◆ Work required
Check every line below for the word "this" and copy the ones that have it.

◆ Records to process
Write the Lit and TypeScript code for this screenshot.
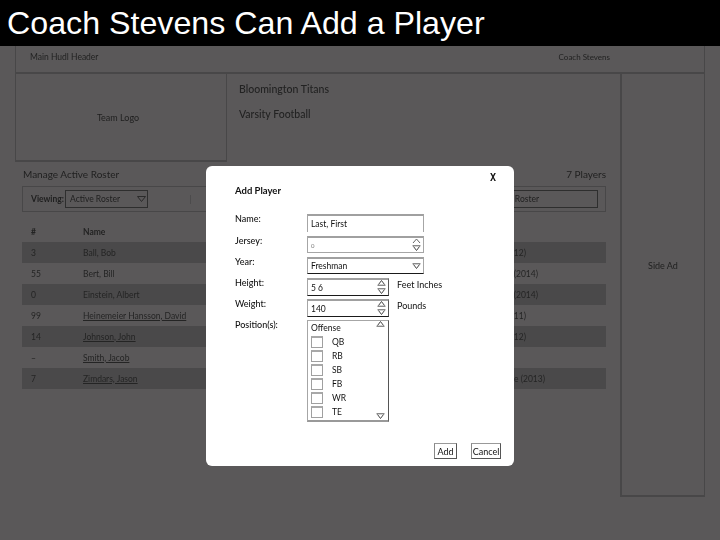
import { LitElement, html, css, svg } from "lit";
import { customElement } from "lit/decorators.js";

const rows = [
  ["3", "Ball, Bob", "Sophomore (2012)", false, 80],
  ["55", "Bert, Bill", "Junior Varsity (2014)", false, 68],
  ["0", "Einstein, Albert", "Junior Varsity (2014)", false, 68],
  ["99", "Heinemeier Hansson, David", "Senior (2011)", true, 80],
  ["14", "Johnson, John", "Sophomore (2012)", true, 80],
  ["–", "Smith, Jacob", "", true, 80],
  ["7", "Zimdars, Jason", "Freshman Varsity Lane (2013)", true, 61],
] as const;

const down = svg`<svg class="ic" width="9" height="6" viewBox="0 0 9 6"><path d="M0.5 0.7H8.5" stroke="#8a8a8a" stroke-width="1.4"/><path d="M1.5 1.5L4.5 5.5L7.5 1.5" fill="none" stroke="#444" stroke-width="1"/></svg>`;
const up = svg`<svg class="ic" width="9" height="6" viewBox="0 0 9 6"><path d="M0.5 5.3H8.5" stroke="#8a8a8a" stroke-width="1.4"/><path d="M1.5 4.5L4.5 0.5L7.5 4.5" fill="none" stroke="#444" stroke-width="1"/></svg>`;
const chevron = svg`<svg class="ic" width="9" height="6" viewBox="0 0 9 6"><path d="M1 5L4.5 1L8 5" fill="none" stroke="#666" stroke-width="1"/></svg>`;
const pageDown = svg`<svg class="ic" width="9" height="6" viewBox="0 0 9 6"><path d="M0.5 0.5H8.5L4.5 5.5Z" fill="none" stroke="#2a2a2a" stroke-width="1"/></svg>`;

@customElement("app-root")
export class AppRoot extends LitElement {
  static styles = css`
    :host { display: block; width: 720px; height: 540px; overflow: hidden; position: relative; background: #5a5859; font-family: Lato, "Liberation Sans", sans-serif; color: #1f1f1f; }
    .title { height: 46px; background: #000; color: #fff; font: 32.2px/46px "Liberation Sans", sans-serif; padding-left: 7px; white-space: nowrap; box-sizing: border-box; }
    .page { width: 690px; margin-left: 15px; font-size: 8.5px; filter: blur(0.3px); }
    .hud { height: 28px; box-sizing: border-box; border: 1px solid #484748; border-width: 0 1px 2px 1px; display: flex; justify-content: space-between; align-items: center; padding: 0 94px 4px 14px; color: #222; }
    .coach { font-size: 8px; }
    .main { display: flex; align-items: flex-start; }
    .left { width: 595px; flex: none; }
    .top { display: flex; height: 88px; }
    .logo { width: 212px; box-sizing: border-box; border: 1px solid #484748; border-width: 0 1px 2px 1px; display: flex; align-items: center; justify-content: center; padding-right: 6px; font-size: 9px; }
    .team { padding: 10px 0 0 12px; font-size: 10.5px; color: #222; display: flex; flex-direction: column; gap: 15px; font-weight: 500; }
    .team span { line-height: 10px; }
    .manage { display: flex; justify-content: space-between; padding: 6px 4px 0 8px; height: 18px; box-sizing: border-box; font-size: 10px; line-height: 12px; }
    .bar { margin: 6px 0 0 7px; width: 584px; height: 26px; box-sizing: border-box; border: 1px solid #484748; display: flex; align-items: center; padding-left: 8px; gap: 1px; font-weight: 700; }
    .sel { width: 83px; height: 18px; box-sizing: border-box; border: 1px solid #2e2e2e; display: flex; align-items: center; justify-content: space-between; padding: 0 1px 0 4px; font-weight: 400; }
    .tick { width: 1px; height: 9px; background: #4c4b4c; margin-left: 41px; }
    .report { margin-left: auto; margin-right: 7px; width: 90px; height: 18px; box-sizing: border-box; border: 1px solid #2e2e2e; display: flex; align-items: center; justify-content: flex-end; padding-right: 58px; white-space: nowrap; font-weight: 400; }
    .thead, .row { display: grid; grid-template-columns: 52px 300px 1fr; margin-left: 7px; width: 584px; padding-left: 9px; box-sizing: border-box; align-items: center; }
    .thead { height: 21px; margin-top: 9px; font-weight: 700; color: #222; }
    .row { height: 21px; color: #242424; }
    .row.dark { background: #4a494a; }
    .row u { text-underline-offset: 1px; }
    .stat { text-align: right; white-space: nowrap; }
    .ad { margin-left: 10px; width: 85px; height: 423px; box-sizing: border-box; border: 1px solid #484748; border-width: 0 1px 2px 2px; display: flex; align-items: center; justify-content: center; font-size: 9px; padding-bottom: 38px; }

    .modal { position: absolute; left: 206px; top: 166px; width: 308px; height: 300px; background: #fff; border-radius: 6px; box-sizing: border-box; padding: 19px 13px 0 29px; color: #111; font-size: 8.5px; filter: blur(0.25px); }
    .x { position: absolute; left: 284px; top: 6px; font: 700 10px/12px "DejaVu Sans Mono", monospace; color: #111; }
    .head { font-size: 9.5px; line-height: 12px; font-weight: 700; }
    .form { display: grid; grid-template-columns: 72px 1fr; margin-top: 17px; }
    .lab { font-size: 9px; line-height: 10px; font-weight: 500; }
    .field { box-sizing: border-box; border: 1px solid #a6a6a6; border-top: 2px solid #a0a0a0; display: flex; align-items: center; justify-content: space-between; padding: 0 2px 0 3px; margin-bottom: 4px; white-space: nowrap; }
    .w117 { width: 117px; }
    .w82 { width: 82px; margin: 0; }
    .h18 { height: 18px; }
    .h17 { height: 17px; }
    .open-b { border-bottom: none; }
    .dark-b { border-bottom: 1px solid #1a1a1a; }
    .dark-r { border-right: 1px solid #555; }
    .spin { display: flex; flex-direction: column; justify-content: space-between; height: 100%; padding: 0 0 1px; box-sizing: border-box; }
    .ic { display: block; }
    .faint { color: #777; font-size: 6px; }
    .with { display: flex; gap: 8px; height: 21px; }
    .with span.u { font-size: 9px; line-height: 14px; }
    .list { box-sizing: border-box; width: 82px; height: 102px; border: 1px solid #a6a6a6; border-right: 1px solid #555; border-bottom: 2px solid #999; padding: 2px 0 0 3px; position: relative; }
    .list .sb { position: absolute; right: 3px; top: 0; bottom: 1px; display: flex; flex-direction: column; justify-content: space-between; }
    .off { line-height: 10px; }
    .opts { display: flex; flex-direction: column; gap: 2px; margin-top: 3px; }
    .opt { display: flex; align-items: center; gap: 9px; height: 12px; }
    .box { width: 12px; height: 12px; box-sizing: border-box; border: 1px solid #a0a0a0; border-top: 2px solid #a8a8a8; }
    .btns { position: absolute; top: 277px; left: 228px; display: flex; gap: 14px; }
    .btn { height: 16px; box-sizing: border-box; border: 1px solid #555; border-top-color: #999; border-left-color: #888; display: flex; align-items: center; justify-content: center; font-size: 9px; }
    .add { width: 23px; }
    .cancel { width: 30px; }
  `;

  render() {
    return html`
      <div class="title">Coach Stevens Can Add a Player</div>
      <div class="page">
        <div class="hud"><span>Main Hudl Header</span><span class="coach">Coach Stevens</span></div>
        <div class="main">
          <div class="left">
            <div class="top">
              <div class="logo">Team Logo</div>
              <div class="team"><span>Bloomington Titans</span><span>Varsity Football</span></div>
            </div>
            <div class="manage"><span>Manage Active Roster</span><span>7 Players</span></div>
            <div class="bar">
              <span>Viewing:</span>
              <div class="sel">Active Roster ${pageDown}</div>
              <div class="tick"></div>
              <div class="report">Add to Roster</div>
            </div>
            <div class="thead"><span>#</span><span>Name</span><span></span></div>
            ${rows.map(
              (r, i) => html`<div class="row ${i % 2 === 0 ? "dark" : ""}">
                <span>${r[0]}</span>
                <span>${r[3] ? html`<u>${r[1]}</u>` : r[1]}</span>
                <span class="stat" style="padding-right:${r[4]}px">${r[2]}</span>
              </div>`
            )}
          </div>
          <div class="ad">Side Ad</div>
        </div>
      </div>
      <div class="modal">
        <div class="x">X</div>
        <div class="head">Add Player</div>
        <div class="form">
          <div class="lab">Name:</div>
          <div class="field w117 h18 open-b">Last, First</div>
          <div class="lab">Jersey:</div>
          <div class="field w117 h17"><span class="faint">0</span><div class="spin">${chevron}${down}</div></div>
          <div class="lab">Year:</div>
          <div class="field w117 h17 dark-b">Freshman ${down}</div>
          <div class="lab">Height:</div>
          <div class="with"><div class="field w82 h18 dark-b dark-r"><span>5 6</span><div class="spin">${up}${down}</div></div><span class="u">Feet Inches</span></div>
          <div class="lab">Weight:</div>
          <div class="with"><div class="field w82 h18 dark-b dark-r"><span>140</span><div class="spin">${up}${down}</div></div><span class="u">Pounds</span></div>
          <div class="lab">Position(s):</div>
          <div class="list">
            <div class="off">Offense</div>
            <div class="opts">
              ${["QB", "RB", "SB", "FB", "WR", "TE"].map(
                (p) => html`<div class="opt"><div class="box"></div><span>${p}</span></div>`
              )}
            </div>
            <div class="sb">${up}${down}</div>
          </div>
        </div>
        <div class="btns">
          <div class="btn add">Add</div>
          <div class="btn cancel">Cancel</div>
        </div>
      </div>
    `;
  }
}
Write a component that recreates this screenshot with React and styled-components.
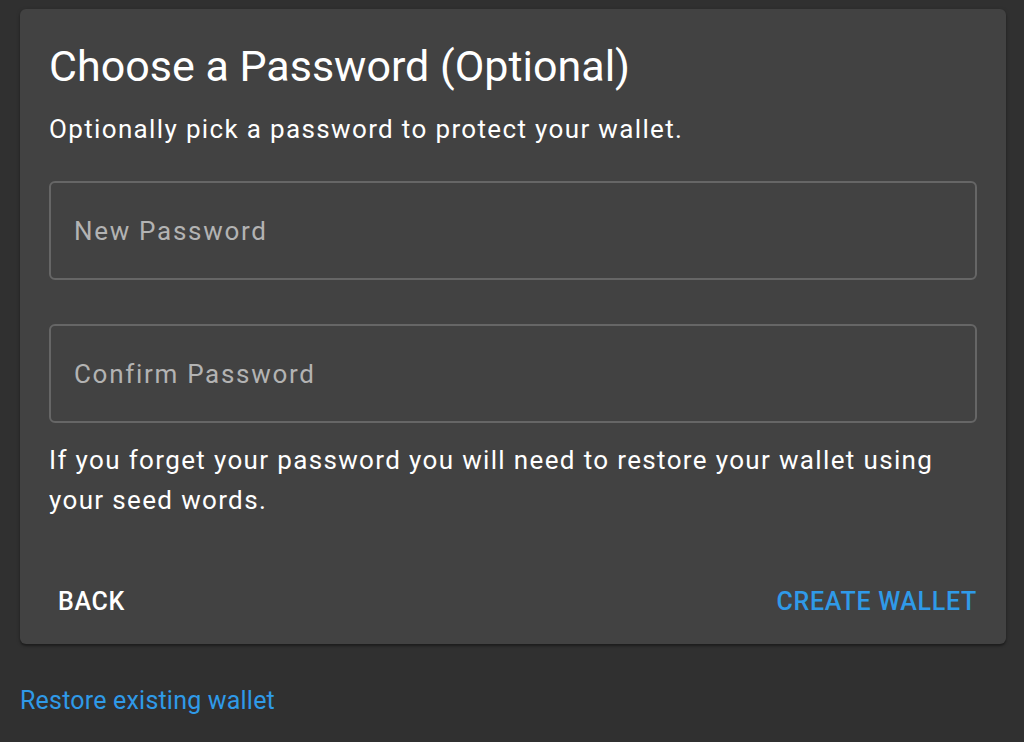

◆ The reply
Write the Lit and TypeScript code for this screenshot.
Write a component that recreates this screenshot with React and styled-components.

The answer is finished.